HAPPY DAYS ARE HERE AGAIN! Inflation “only” 8.5% in July. Yay! All credit to the sage in the White House!

Wait, what?

Even with the lower-than-expected numbers, inflation pressures remained strong.

The jump in the food index put the 12-month increase to 10.9%, the fastest pace since May 1979. Even with the monthly drop in the energy index, electricity prices rose 1.6% and were up 15.2% from a year ago. The energy index rose 32.9% from a year ago. . . . Shelter costs, which make up about one-third of the CPI weighting, continued to rise and are up 5.7% from a year ago.

Well, uh, it’s still great news because . . . economists expected 8.7%!

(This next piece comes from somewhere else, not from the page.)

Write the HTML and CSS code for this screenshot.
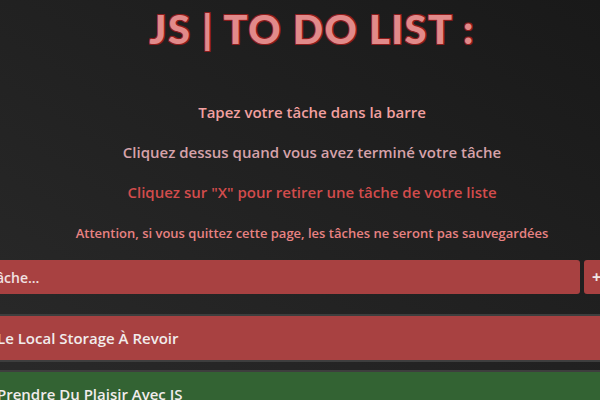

Plus: “While inflation has been accelerating, gross domestic product declined for the first two quarters of 2022. The combination of slow growth and rising prices is associated with stagflation, while the two straight quarters of negative GDP meets a widely held definition of recession.”

UPDATE: July CPI report: Inflation dips to 8.5%, flat month-on-month — but why? “This is still the fifth straight month that overall CPI inflation has remained above 8%. Core CPI has been above 5% for ten straight months, and is flattening out around 6% over the last three months. Those are not good signs, especially when considering that all of these reports are compounding on high inflation rates from a year ago. . . . And on top of that, inflation’s persisting into what looks like a looming recession, if it has not yet arrived.”

But it’s all good news in the press, and will remain so until November.